He's also been involved recently in research to map the distribution of available wind power around the world. You can access an article he co-authored on this subject entitled "Evaluation of global wind power" by clicking here.
For a more-focused study, dealing solely with wind resources in North America, that he also co-authored with Consulting Assistant Professor in the Department of Civil and Environmental Engineering, Environmental and Fluid Mechanics Laboratory, Stanford University Cristina Lozej Archer entitled "The Spatial and Temporal Distributions of U.S. Winds and Windpower at 80 m Derived from Measurements," click here.

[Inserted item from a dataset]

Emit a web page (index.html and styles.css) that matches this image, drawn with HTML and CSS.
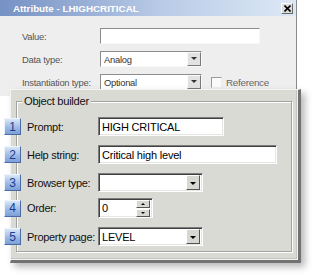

Wind Power World spoke this afternoon with Professor Jacobson about where the wind comes from; how it's distributed around the earth; how it can be converted to electricity using wind turbines; how that energy can be used to power vehicles; what the trade-offs are, environmentally, in using various methods to produce hydrogen to fuel vehicles; and how power from the wind figures in the overall picture of using renewable sources of energy to provide the force required to move vehicles around on the surface of the earth.
You can listen to that conversation with Professor Mark Jacobson, in its entirety, by clicking here.
For related material dealing with the effects of converting U.S. vehicles to hydrogen fuel cell or hybrid vehicles, including an article co-authored by Professor Jacobson entitled "Cleaning the Air and Improving Health with Hydrogen Fuel-Cell Vehicles", click here.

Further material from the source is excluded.